OBJECTIVE - Transcribe the data in full and exactly, omitting any pictures.

## Start

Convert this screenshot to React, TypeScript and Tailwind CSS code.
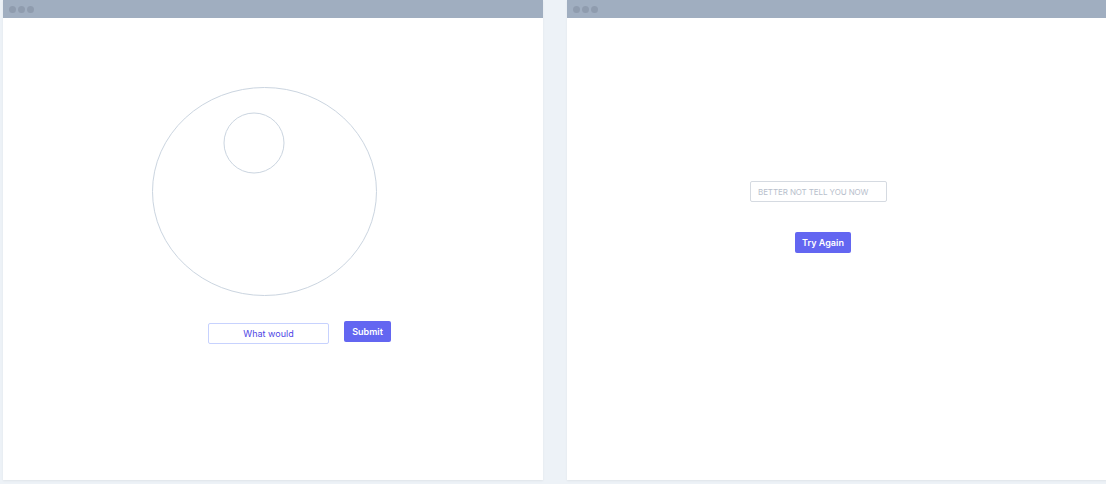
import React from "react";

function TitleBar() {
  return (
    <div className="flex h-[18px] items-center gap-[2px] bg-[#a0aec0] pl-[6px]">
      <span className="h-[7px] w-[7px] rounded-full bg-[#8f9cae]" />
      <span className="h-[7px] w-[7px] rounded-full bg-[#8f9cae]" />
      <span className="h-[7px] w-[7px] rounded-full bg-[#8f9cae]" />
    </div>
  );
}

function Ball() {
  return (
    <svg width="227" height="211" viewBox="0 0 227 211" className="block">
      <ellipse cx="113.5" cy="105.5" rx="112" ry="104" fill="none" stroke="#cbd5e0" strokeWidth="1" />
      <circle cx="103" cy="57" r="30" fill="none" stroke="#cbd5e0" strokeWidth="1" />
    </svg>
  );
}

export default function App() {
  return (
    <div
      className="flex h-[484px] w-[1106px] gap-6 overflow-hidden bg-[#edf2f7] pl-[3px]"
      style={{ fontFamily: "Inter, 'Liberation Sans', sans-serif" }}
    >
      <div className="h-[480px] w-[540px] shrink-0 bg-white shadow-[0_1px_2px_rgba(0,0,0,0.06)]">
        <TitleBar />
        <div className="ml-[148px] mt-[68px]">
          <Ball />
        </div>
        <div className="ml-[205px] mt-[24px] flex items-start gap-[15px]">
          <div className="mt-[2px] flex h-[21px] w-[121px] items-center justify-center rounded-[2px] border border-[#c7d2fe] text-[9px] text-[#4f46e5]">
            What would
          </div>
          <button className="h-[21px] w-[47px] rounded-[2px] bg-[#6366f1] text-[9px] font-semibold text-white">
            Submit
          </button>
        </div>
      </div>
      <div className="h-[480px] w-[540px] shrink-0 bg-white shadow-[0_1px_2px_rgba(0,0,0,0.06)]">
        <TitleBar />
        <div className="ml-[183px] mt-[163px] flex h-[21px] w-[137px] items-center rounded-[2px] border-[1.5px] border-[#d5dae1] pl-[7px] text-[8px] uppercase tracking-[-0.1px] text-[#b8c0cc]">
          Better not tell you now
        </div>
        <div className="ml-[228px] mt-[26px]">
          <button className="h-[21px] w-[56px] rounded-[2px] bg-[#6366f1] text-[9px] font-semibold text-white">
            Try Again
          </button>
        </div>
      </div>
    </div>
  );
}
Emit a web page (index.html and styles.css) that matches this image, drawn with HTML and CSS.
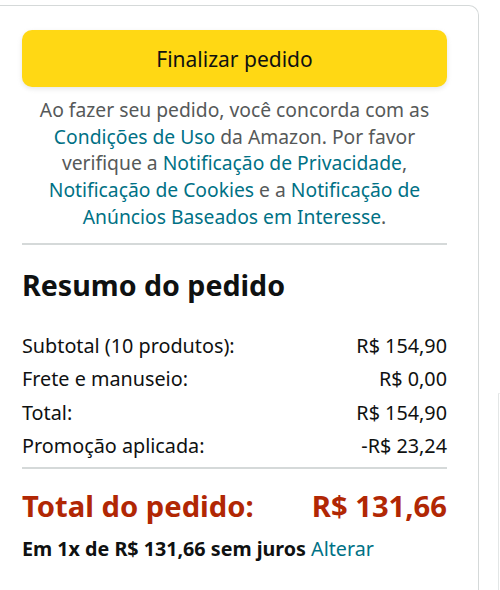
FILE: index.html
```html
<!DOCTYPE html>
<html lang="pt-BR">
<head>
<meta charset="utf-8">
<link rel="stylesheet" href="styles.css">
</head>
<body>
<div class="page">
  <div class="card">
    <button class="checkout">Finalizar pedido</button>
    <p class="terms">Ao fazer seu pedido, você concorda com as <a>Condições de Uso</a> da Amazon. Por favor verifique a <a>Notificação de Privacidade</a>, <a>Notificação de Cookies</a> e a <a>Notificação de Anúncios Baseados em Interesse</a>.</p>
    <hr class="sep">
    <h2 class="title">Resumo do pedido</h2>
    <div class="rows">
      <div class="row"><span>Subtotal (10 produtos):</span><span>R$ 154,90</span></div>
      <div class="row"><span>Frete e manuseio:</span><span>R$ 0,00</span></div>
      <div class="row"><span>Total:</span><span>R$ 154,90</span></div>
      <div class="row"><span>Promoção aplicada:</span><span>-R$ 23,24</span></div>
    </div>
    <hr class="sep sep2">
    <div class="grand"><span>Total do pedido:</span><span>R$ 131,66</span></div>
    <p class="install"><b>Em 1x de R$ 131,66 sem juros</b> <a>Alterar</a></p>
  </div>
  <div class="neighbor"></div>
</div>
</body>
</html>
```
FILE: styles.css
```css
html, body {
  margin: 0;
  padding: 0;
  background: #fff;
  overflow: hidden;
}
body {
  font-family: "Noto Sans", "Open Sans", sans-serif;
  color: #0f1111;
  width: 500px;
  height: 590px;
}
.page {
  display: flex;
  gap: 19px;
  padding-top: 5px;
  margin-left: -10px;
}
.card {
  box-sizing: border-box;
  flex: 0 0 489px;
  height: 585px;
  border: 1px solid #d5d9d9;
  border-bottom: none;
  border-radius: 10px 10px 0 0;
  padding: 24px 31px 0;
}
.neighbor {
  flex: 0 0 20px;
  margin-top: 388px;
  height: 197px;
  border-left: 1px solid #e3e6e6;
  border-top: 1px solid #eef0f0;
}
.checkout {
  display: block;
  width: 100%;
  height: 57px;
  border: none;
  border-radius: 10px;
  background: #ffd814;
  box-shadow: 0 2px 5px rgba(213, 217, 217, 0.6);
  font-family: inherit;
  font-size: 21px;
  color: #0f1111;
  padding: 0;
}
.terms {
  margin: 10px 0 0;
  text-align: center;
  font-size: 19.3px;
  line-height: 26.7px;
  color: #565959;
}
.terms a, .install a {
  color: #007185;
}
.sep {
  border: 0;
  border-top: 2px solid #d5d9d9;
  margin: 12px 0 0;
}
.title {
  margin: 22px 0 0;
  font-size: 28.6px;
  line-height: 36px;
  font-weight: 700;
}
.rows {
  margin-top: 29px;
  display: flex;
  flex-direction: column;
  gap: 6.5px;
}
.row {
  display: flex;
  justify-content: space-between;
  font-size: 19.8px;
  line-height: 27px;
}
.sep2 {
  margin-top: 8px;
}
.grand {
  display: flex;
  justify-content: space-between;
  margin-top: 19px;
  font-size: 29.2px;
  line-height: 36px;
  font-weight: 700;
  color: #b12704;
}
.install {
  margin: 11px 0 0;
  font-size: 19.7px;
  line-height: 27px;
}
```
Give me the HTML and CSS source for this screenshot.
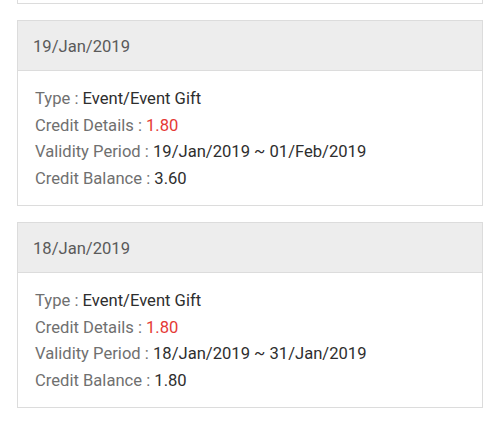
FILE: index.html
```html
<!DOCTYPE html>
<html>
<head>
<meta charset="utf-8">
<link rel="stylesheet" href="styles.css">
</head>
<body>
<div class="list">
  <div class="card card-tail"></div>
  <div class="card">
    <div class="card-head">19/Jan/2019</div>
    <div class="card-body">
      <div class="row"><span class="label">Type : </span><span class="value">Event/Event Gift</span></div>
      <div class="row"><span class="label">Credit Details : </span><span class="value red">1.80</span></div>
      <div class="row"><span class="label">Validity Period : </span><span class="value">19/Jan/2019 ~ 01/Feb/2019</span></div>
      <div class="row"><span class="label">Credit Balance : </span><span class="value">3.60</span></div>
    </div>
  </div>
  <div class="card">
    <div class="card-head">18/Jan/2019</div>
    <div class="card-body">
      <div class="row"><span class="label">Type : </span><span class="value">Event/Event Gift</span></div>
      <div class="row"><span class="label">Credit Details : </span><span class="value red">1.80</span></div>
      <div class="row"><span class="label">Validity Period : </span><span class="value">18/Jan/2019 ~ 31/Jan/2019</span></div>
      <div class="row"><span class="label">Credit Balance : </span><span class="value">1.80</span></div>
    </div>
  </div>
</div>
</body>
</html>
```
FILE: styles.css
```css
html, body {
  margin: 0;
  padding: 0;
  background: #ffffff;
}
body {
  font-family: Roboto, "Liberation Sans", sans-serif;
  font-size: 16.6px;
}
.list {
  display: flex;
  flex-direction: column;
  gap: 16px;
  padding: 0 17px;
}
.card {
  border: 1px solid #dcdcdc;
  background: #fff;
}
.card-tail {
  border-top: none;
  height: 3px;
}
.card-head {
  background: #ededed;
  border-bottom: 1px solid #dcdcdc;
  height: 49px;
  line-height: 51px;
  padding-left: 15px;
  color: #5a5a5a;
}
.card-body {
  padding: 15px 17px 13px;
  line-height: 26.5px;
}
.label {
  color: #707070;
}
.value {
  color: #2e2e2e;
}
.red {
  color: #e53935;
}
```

## End

OUTPUT BELOW -
Convert this screenshot to React, TypeScript and Tailwind CSS code.
import React from "react";

function TitleBar() {
  return (
    <div className="flex h-[18px] items-center gap-[2px] bg-[#a0aec0] pl-[6px]">
      <span className="h-[7px] w-[7px] rounded-full bg-[#8f9cae]" />
      <span className="h-[7px] w-[7px] rounded-full bg-[#8f9cae]" />
      <span className="h-[7px] w-[7px] rounded-full bg-[#8f9cae]" />
    </div>
  );
}

function Ball() {
  return (
    <svg width="227" height="211" viewBox="0 0 227 211" className="block">
      <ellipse cx="113.5" cy="105.5" rx="112" ry="104" fill="none" stroke="#cbd5e0" strokeWidth="1" />
      <circle cx="103" cy="57" r="30" fill="none" stroke="#cbd5e0" strokeWidth="1" />
    </svg>
  );
}

export default function App() {
  return (
    <div
      className="flex h-[484px] w-[1106px] gap-6 overflow-hidden bg-[#edf2f7] pl-[3px]"
      style={{ fontFamily: "Inter, 'Liberation Sans', sans-serif" }}
    >
      <div className="h-[480px] w-[540px] shrink-0 bg-white shadow-[0_1px_2px_rgba(0,0,0,0.06)]">
        <TitleBar />
        <div className="ml-[148px] mt-[68px]">
          <Ball />
        </div>
        <div className="ml-[205px] mt-[24px] flex items-start gap-[15px]">
          <div className="mt-[2px] flex h-[21px] w-[121px] items-center justify-center rounded-[2px] border border-[#c7d2fe] text-[9px] text-[#4f46e5]">
            What would
          </div>
          <button className="h-[21px] w-[47px] rounded-[2px] bg-[#6366f1] text-[9px] font-semibold text-white">
            Submit
          </button>
        </div>
      </div>
      <div className="h-[480px] w-[540px] shrink-0 bg-white shadow-[0_1px_2px_rgba(0,0,0,0.06)]">
        <TitleBar />
        <div className="ml-[183px] mt-[163px] flex h-[21px] w-[137px] items-center rounded-[2px] border-[1.5px] border-[#d5dae1] pl-[7px] text-[8px] uppercase tracking-[-0.1px] text-[#b8c0cc]">
          Better not tell you now
        </div>
        <div className="ml-[228px] mt-[26px]">
          <button className="h-[21px] w-[56px] rounded-[2px] bg-[#6366f1] text-[9px] font-semibold text-white">
            Try Again
          </button>
        </div>
      </div>
    </div>
  );
}
Emit a web page (index.html and styles.css) that matches this image, drawn with HTML and CSS.
FILE: index.html
```html
<!DOCTYPE html>
<html lang="pt-BR">
<head>
<meta charset="utf-8">
<link rel="stylesheet" href="styles.css">
</head>
<body>
<div class="page">
  <div class="card">
    <button class="checkout">Finalizar pedido</button>
    <p class="terms">Ao fazer seu pedido, você concorda com as <a>Condições de Uso</a> da Amazon. Por favor verifique a <a>Notificação de Privacidade</a>, <a>Notificação de Cookies</a> e a <a>Notificação de Anúncios Baseados em Interesse</a>.</p>
    <hr class="sep">
    <h2 class="title">Resumo do pedido</h2>
    <div class="rows">
      <div class="row"><span>Subtotal (10 produtos):</span><span>R$ 154,90</span></div>
      <div class="row"><span>Frete e manuseio:</span><span>R$ 0,00</span></div>
      <div class="row"><span>Total:</span><span>R$ 154,90</span></div>
      <div class="row"><span>Promoção aplicada:</span><span>-R$ 23,24</span></div>
    </div>
    <hr class="sep sep2">
    <div class="grand"><span>Total do pedido:</span><span>R$ 131,66</span></div>
    <p class="install"><b>Em 1x de R$ 131,66 sem juros</b> <a>Alterar</a></p>
  </div>
  <div class="neighbor"></div>
</div>
</body>
</html>
```
FILE: styles.css
```css
html, body {
  margin: 0;
  padding: 0;
  background: #fff;
  overflow: hidden;
}
body {
  font-family: "Noto Sans", "Open Sans", sans-serif;
  color: #0f1111;
  width: 500px;
  height: 590px;
}
.page {
  display: flex;
  gap: 19px;
  padding-top: 5px;
  margin-left: -10px;
}
.card {
  box-sizing: border-box;
  flex: 0 0 489px;
  height: 585px;
  border: 1px solid #d5d9d9;
  border-bottom: none;
  border-radius: 10px 10px 0 0;
  padding: 24px 31px 0;
}
.neighbor {
  flex: 0 0 20px;
  margin-top: 388px;
  height: 197px;
  border-left: 1px solid #e3e6e6;
  border-top: 1px solid #eef0f0;
}
.checkout {
  display: block;
  width: 100%;
  height: 57px;
  border: none;
  border-radius: 10px;
  background: #ffd814;
  box-shadow: 0 2px 5px rgba(213, 217, 217, 0.6);
  font-family: inherit;
  font-size: 21px;
  color: #0f1111;
  padding: 0;
}
.terms {
  margin: 10px 0 0;
  text-align: center;
  font-size: 19.3px;
  line-height: 26.7px;
  color: #565959;
}
.terms a, .install a {
  color: #007185;
}
.sep {
  border: 0;
  border-top: 2px solid #d5d9d9;
  margin: 12px 0 0;
}
.title {
  margin: 22px 0 0;
  font-size: 28.6px;
  line-height: 36px;
  font-weight: 700;
}
.rows {
  margin-top: 29px;
  display: flex;
  flex-direction: column;
  gap: 6.5px;
}
.row {
  display: flex;
  justify-content: space-between;
  font-size: 19.8px;
  line-height: 27px;
}
.sep2 {
  margin-top: 8px;
}
.grand {
  display: flex;
  justify-content: space-between;
  margin-top: 19px;
  font-size: 29.2px;
  line-height: 36px;
  font-weight: 700;
  color: #b12704;
}
.install {
  margin: 11px 0 0;
  font-size: 19.7px;
  line-height: 27px;
}
```
Give me the HTML and CSS source for this screenshot.
FILE: index.html
```html
<!DOCTYPE html>
<html>
<head>
<meta charset="utf-8">
<link rel="stylesheet" href="styles.css">
</head>
<body>
<div class="list">
  <div class="card card-tail"></div>
  <div class="card">
    <div class="card-head">19/Jan/2019</div>
    <div class="card-body">
      <div class="row"><span class="label">Type : </span><span class="value">Event/Event Gift</span></div>
      <div class="row"><span class="label">Credit Details : </span><span class="value red">1.80</span></div>
      <div class="row"><span class="label">Validity Period : </span><span class="value">19/Jan/2019 ~ 01/Feb/2019</span></div>
      <div class="row"><span class="label">Credit Balance : </span><span class="value">3.60</span></div>
    </div>
  </div>
  <div class="card">
    <div class="card-head">18/Jan/2019</div>
    <div class="card-body">
      <div class="row"><span class="label">Type : </span><span class="value">Event/Event Gift</span></div>
      <div class="row"><span class="label">Credit Details : </span><span class="value red">1.80</span></div>
      <div class="row"><span class="label">Validity Period : </span><span class="value">18/Jan/2019 ~ 31/Jan/2019</span></div>
      <div class="row"><span class="label">Credit Balance : </span><span class="value">1.80</span></div>
    </div>
  </div>
</div>
</body>
</html>
```
FILE: styles.css
```css
html, body {
  margin: 0;
  padding: 0;
  background: #ffffff;
}
body {
  font-family: Roboto, "Liberation Sans", sans-serif;
  font-size: 16.6px;
}
.list {
  display: flex;
  flex-direction: column;
  gap: 16px;
  padding: 0 17px;
}
.card {
  border: 1px solid #dcdcdc;
  background: #fff;
}
.card-tail {
  border-top: none;
  height: 3px;
}
.card-head {
  background: #ededed;
  border-bottom: 1px solid #dcdcdc;
  height: 49px;
  line-height: 51px;
  padding-left: 15px;
  color: #5a5a5a;
}
.card-body {
  padding: 15px 17px 13px;
  line-height: 26.5px;
}
.label {
  color: #707070;
}
.value {
  color: #2e2e2e;
}
.red {
  color: #e53935;
}
```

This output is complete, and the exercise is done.